The key Indian standards for strain hardening characterisation and tensile testing of steel are: IS 1608:2005 Metallic Materials Tensile Testing at Ambient Temperature (aligned with ISO 6892-1): specifies specimen geometry, test speed (strain rate 30 MPa/s max in elastic range for yield determination), and measured properties including R_eH (upper yield strength), R_eL (lower yield strength), R_m (tensile strength), R_p0.2 (0.2% proof strength for materials without yield plateau), A (percentage elongation), and Z (reduction in area).

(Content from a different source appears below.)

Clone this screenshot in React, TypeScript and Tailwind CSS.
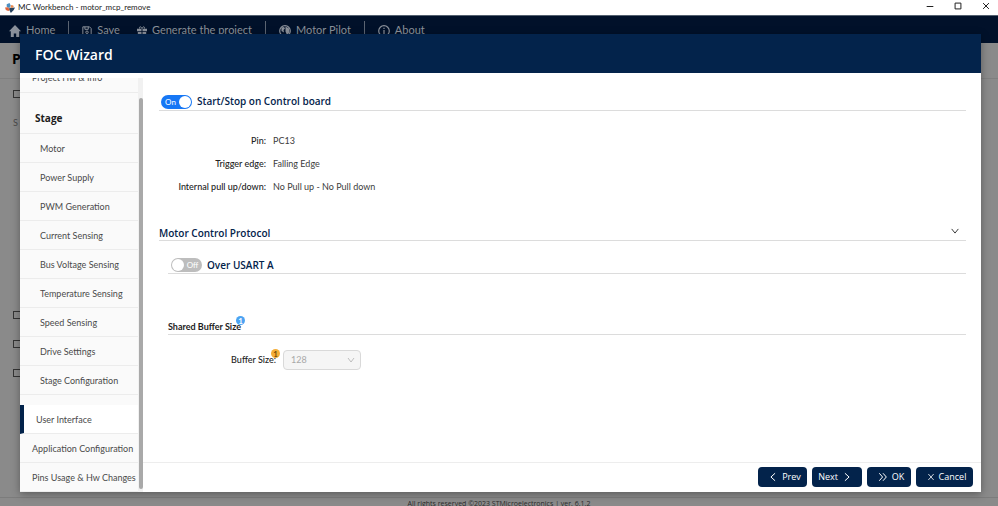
import React, { useState } from 'react';

const stageSteps = [
  'Motor',
  'Power Supply',
  'PWM Generation',
  'Current Sensing',
  'Bus Voltage Sensing',
  'Temperature Sensing',
  'Speed Sensing',
  'Drive Settings',
  'Stage Configuration',
];

const pinSettings = [
  { label: 'Pin:', value: 'PC13' },
  { label: 'Trigger edge:', value: 'Falling Edge' },
  { label: 'Internal pull up/down:', value: 'No Pull up - No Pull down' },
];

interface IconProps {
  className?: string;
  children: React.ReactNode;
}

function Icon({ className = 'size-2.5', children }: IconProps) {
  return (
    <svg
      viewBox="0 0 12 12"
      className={`shrink-0 ${className}`}
      fill="none"
      stroke="currentColor"
      strokeWidth="1.2"
      aria-hidden="true"
    >
      {children}
    </svg>
  );
}

function Logo() {
  return (
    <svg viewBox="0 0 12 12" className="size-2.5 shrink-0" aria-hidden="true">
      <path d="M2 1.500 5.500 0 7 3.500 4.500 6 2 4.500z" fill="#4d8fc0" />
      <path d="M7.500 2.500l2.500.5.5 2-2.500 1-1.500-1z" fill="#e88a50" />
      <path d="M0 5.500l3.500-.5L6 8l-2 1.500L1 8.500z" fill="#e0643c" />
      <path d="M5 5.500l3 .5 4-.5-1.500 3L7 12 5.500 9z" fill="#26425f" />
    </svg>
  );
}

interface ToggleProps {
  id: string;
  defaultOn: boolean;
}

function Toggle({ id, defaultOn }: ToggleProps) {
  const [on, setOn] = useState(defaultOn);

  return (
    <label
      htmlFor={id}
      className={`flex h-3.5 w-[31px] shrink-0 items-center rounded-full px-px text-[8px] text-white ${
        on ? 'flex-row-reverse bg-[#1677f5]' : 'bg-[#bdbdbd]'
      }`}
    >
      <input
        id={id}
        type="checkbox"
        role="switch"
        checked={on}
        onChange={(e) => setOn(e.target.checked)}
        className="size-3 shrink-0 appearance-none rounded-full bg-white"
      />
      <span className="flex-1 text-center leading-3">{on ? 'On' : 'Off'}</span>
    </label>
  );
}

interface StepLinkProps {
  className: string;
  children: React.ReactNode;
}

function StepLink({ className, children }: StepLinkProps) {
  return (
    <a
      href="#"
      className={`flex h-[29px] shrink-0 items-center border-b border-[#ececec] whitespace-nowrap ${className}`}
    >
      {children}
    </a>
  );
}

const heading = "font-['Open_Sans','Noto_Sans',sans-serif]";

function Sidebar() {
  return (
    <nav className="mt-[5px] flex w-[123px] shrink-0 overflow-hidden bg-[#f1f1f1] text-[9px] text-[#4a4a4a]">
      <div className="flex w-[118px] shrink-0 flex-col justify-end bg-[#fafafa]">
        <StepLink className="pb-px pl-3">Project Hw &amp; Info</StepLink>
        <h2
          className={`${heading} flex h-[41px] shrink-0 items-center border-b border-[#ececec] pt-2.5 pl-[15px] text-[10px] font-bold text-[#1c1c1c]`}
        >
          Stage
        </h2>
        {stageSteps.map((step) => (
          <StepLink key={step} className="pt-px pl-5">
            {step}
          </StepLink>
        ))}
        <div className="h-2.5 shrink-0" />
        <StepLink className="border-l-4 border-l-[#03234b] bg-white pt-px pl-3">User Interface</StepLink>
        <StepLink className="pt-px pl-3">Application Configuration</StepLink>
        <StepLink className="pt-px pl-3">Pins Usage &amp; Hw Changes</StepLink>
      </div>
      <div className="flex-1 pt-5 pb-[3px]">
        <div className="ml-px h-full rounded-sm bg-[#a9a9a9]" />
      </div>
    </nav>
  );
}

const navItem = 'flex items-center gap-[5px]';
const sectionTitle = `${heading} text-[10px] font-semibold text-[#03234b]`;
const footerButton = `${heading} flex h-5 items-center justify-center gap-1 rounded bg-[#03234b] text-[9px] font-medium text-white`;

function WizardContent() {
  return (
    <main className="flex-1 pt-[21px] pr-[15px] pl-4 text-[9px] text-[#3c3c3c]">
      <section>
        <div className="flex h-[17px] items-center gap-[5px] border-b border-[#dcdcdc] pb-px pl-0.5">
          <Toggle id="start-stop" defaultOn />
          <label htmlFor="start-stop" className={sectionTitle}>
            Start/Stop on Control board
          </label>
        </div>
        <dl className="mt-[18px]">
          {pinSettings.map((item) => (
            <div key={item.label} className="flex h-[23px] items-center gap-[7px]">
              <dt className="w-[107px] text-right font-medium whitespace-nowrap text-[#222]">{item.label}</dt>
              <dd>{item.value}</dd>
            </div>
          ))}
        </dl>
      </section>

      <section className="mt-[27px]">
        <div className="flex h-4 items-center justify-between border-b border-[#dcdcdc] pr-1.5">
          <h2 className={`${sectionTitle} pt-0.5`}>Motor Control Protocol</h2>
          <button type="button" aria-label="Collapse" className="pb-1">
            <Icon>
              <path d="M2 3.500 6 8.500l4-5" />
            </Icon>
          </button>
        </div>
        <div className="pl-[9px]">
          <div className="mt-4 flex h-[17px] items-center gap-[5px] border-b border-[#dcdcdc] pl-[3px]">
            <Toggle id="usart" defaultOn={false} />
            <label htmlFor="usart" className={sectionTitle}>
              Over USART A
            </label>
          </div>
          <div className="mt-[45px] flex h-4 items-center border-b border-[#dcdcdc] pt-px">
            <h3 className="relative text-[9px] font-bold text-[#1c1c1c]">
              Shared Buffer Size
              <span className="absolute -top-1 -right-1 flex size-[9px] items-center justify-center rounded-full bg-[#4ba3f2] text-[8px] text-white">
                1
              </span>
            </h3>
          </div>
          <div className="mt-[15px] flex h-5 items-center gap-[7px]">
            <label htmlFor="buffer-size" className="relative w-[108px] text-right font-medium text-[#222]">
              Buffer Size:
              <span className="absolute -top-1 -right-1 flex size-[9px] items-center justify-center rounded-full bg-[#f5ae38] text-[8px] text-[#5b3a00]">
                1
              </span>
            </label>
            <div className="relative w-[78px]">
              <select
                id="buffer-size"
                disabled
                className="h-5 w-full appearance-none rounded border border-[#d9d9d9] bg-[#f5f5f5] pl-[7px] text-[9px] text-[#a8a8a8] opacity-100"
              >
                <option>128</option>
              </select>
              <Icon className="pointer-events-none absolute top-1.5 right-1.5 size-2 text-[#b0b0b0]">
                <path d="M1.500 3 6 9l4.500-6" />
              </Icon>
            </div>
          </div>
        </div>
      </section>
    </main>
  );
}

function Wizard() {
  return (
    <div
      role="dialog"
      aria-label="FOC Wizard"
      className="absolute top-[34px] right-[17px] bottom-3.5 left-5 flex flex-col bg-white shadow-[0_2px_8px_rgba(0,0,0,0.35)]"
    >
      <h1
        className={`${heading} flex h-[39px] shrink-0 items-center bg-[#03234b] pt-0.5 pl-[15px] text-[14px] font-semibold text-white`}
      >
        FOC Wizard
      </h1>
      <div className="flex min-h-0 flex-1">
        <Sidebar />
        <div className="flex min-w-0 flex-1 flex-col">
          <WizardContent />
          <footer className="flex h-[30px] shrink-0 items-center justify-end gap-[5px] border-t border-[#ededed] pr-2 pb-px">
            <button type="button" className={`${footerButton} w-[49px] pl-1`}>
              <Icon>
                <path d="M8.500 1.500 3.500 6l5 4.500" />
              </Icon>
              Prev
            </button>
            <button type="button" className={`${footerButton} w-[50px] pr-1`}>
              Next
              <Icon>
                <path d="M3.500 1.500l5 4.500-5 4.500" />
              </Icon>
            </button>
            <button type="button" className={`${footerButton} w-11 pl-1`}>
              <Icon>
                <path d="M1.500 1.500 5.500 6l-4 4.500M6 1.500 10 6l-4 4.500" />
              </Icon>
              OK
            </button>
            <button type="button" className={`${footerButton} w-[57px] pl-1`}>
              <Icon className="size-2">
                <path d="M2 1.500l8 9M10 1.500l-8 9" />
              </Icon>
              Cancel
            </button>
          </footer>
        </div>
      </div>
    </div>
  );
}

export default function App() {
  return (
    <div className="relative flex h-screen flex-col overflow-hidden bg-[#8a8a8a] font-[Lato,'Open_Sans',sans-serif]">
      <header className="flex h-[15px] shrink-0 items-center gap-[3px] bg-white pr-[7px] pl-[5px] text-[8px] text-[#222]">
        <Logo />
        <span className="flex-1 pb-0.5">MC Workbench - motor_mcp_remove</span>
        <div className="flex gap-[18px] pb-1 text-[#222]">
          <button type="button" aria-label="Minimize">
            <Icon>
              <path d="M2 6.600h8" />
            </Icon>
          </button>
          <button type="button" aria-label="Maximize">
            <Icon>
              <path d="M2.500 2.500h7v7h-7z" />
            </Icon>
          </button>
          <button type="button" aria-label="Close">
            <Icon>
              <path d="M2.500 2.500l7 7M9.500 2.500l-7 7" />
            </Icon>
          </button>
        </div>
      </header>

      <nav className="flex h-7 shrink-0 items-center gap-[13px] border-t border-[#53606f] bg-[#01112a] pt-0.5 pl-[9px] text-[11px] text-[#8b919b]">
        <a href="#" className={navItem}>
          <Icon className="size-3">
            <path d="M6 0 0 6.200h1.800V12h3V8.500h2.400V12h3V6.200H12z" fill="currentColor" stroke="none" />
          </Icon>
          Home
        </a>
        <span className="h-5 w-px bg-[#5b6472]" />
        <a href="#" className={`${navItem} mr-1`}>
          <Icon>
            <path d="M1 1h8l2 2v8H1zM3.500 1v3h4V1" />
            <circle cx="6" cy="7.500" r="1.500" />
          </Icon>
          Save
        </a>
        <a href="#" className={navItem}>
          <Icon>
            <path d="M0 3.200h5.400v3H0zM6.600 3.200H12v3H6.600zM1 7.200h4.400V12H1zM6.600 7.200H11V12H6.600z" fill="currentColor" stroke="none" />
            <path d="M6 3C4.500 0 2.500.5 3 3M6 3c1.500-3 3.500-2.500 3 0" />
          </Icon>
          Generate the project
        </a>
        <span className="h-5 w-px bg-[#5b6472]" />
        <a href="#" className={navItem}>
          <Icon className="size-3">
            <circle cx="6" cy="6" r="5.300" />
            <path d="M2.500 2.500l2.500-.5 1 1.500-1.500 1.500.5 2.500L2.500 6zM6.500 1.500l3.500 2 .5 4-2.500 2.500-1.500-3.500z" fill="currentColor" stroke="none" />
          </Icon>
          Motor Pilot
        </a>
        <span className="h-5 w-px bg-[#5b6472]" />
        <a href="#" className={navItem}>
          <Icon className="size-3">
            <circle cx="6" cy="6" r="5.300" />
            <path d="M6 5v4M6 2.800v1.200" />
          </Icon>
          About
        </a>
      </nav>

      <div className="flex-1 text-[9px] text-[#4a4a4a]">
        <div className={`${heading} flex h-9 items-center border-b border-[#7f7f7f] pb-1 pl-3 text-[14px] font-bold text-black`}>
          P
        </div>
        <div className="flex h-[372px] flex-col pt-[11px] pl-[13px]">
          <input type="checkbox" aria-label="Show all" className="h-2 w-2.5 appearance-none border border-[#333]" />
          <span className="mt-[18px]">S</span>
          <div className="mt-auto flex flex-col gap-[21px] pb-[74px]">
            <input type="checkbox" aria-label="First board" className="h-2 w-2.5 appearance-none border border-[#333]" />
            <input type="checkbox" aria-label="Second board" className="h-2 w-2.5 appearance-none border border-[#333]" />
            <input type="checkbox" aria-label="Third board" className="h-2 w-2.5 appearance-none border border-[#333]" />
          </div>
        </div>
      </div>

      <footer
        className={`${heading} h-[9px] shrink-0 border-t border-[#7c7c7c] text-center text-[7px] leading-3 text-[#2b2b2b]`}
      >
        All rights reserved ©2023 STMicroelectronics | ver. 6.1.2
      </footer>

      <Wizard />
    </div>
  );
}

IS 1786:2008 High Strength Deformed Steel Bars and Wires for Concrete Reinforcement: specifies minimum yield strength, UTS, elongation, and UTS/yield ratio for all TMT grades including ductility requirements for seismic applications. IS 2062:2011 Hot Rolled Medium and High Tensile Structural Steel: specifies grades E250 through E650, mechanical properties including yield strength, UTS, elongation, and Charpy impact energy. IS 513:2008 Cold Rolled Low Carbon Steel Sheet and Strip: specifies n-value requirements for deep drawing grades (CR2, CR3) and Erichsen cupping index. IS 4454:2012 Steel Wire for Mechanical Springs: specifies cold-drawn wire properties including high UTS and low elongation consistent with near-exhausted hardening capacity.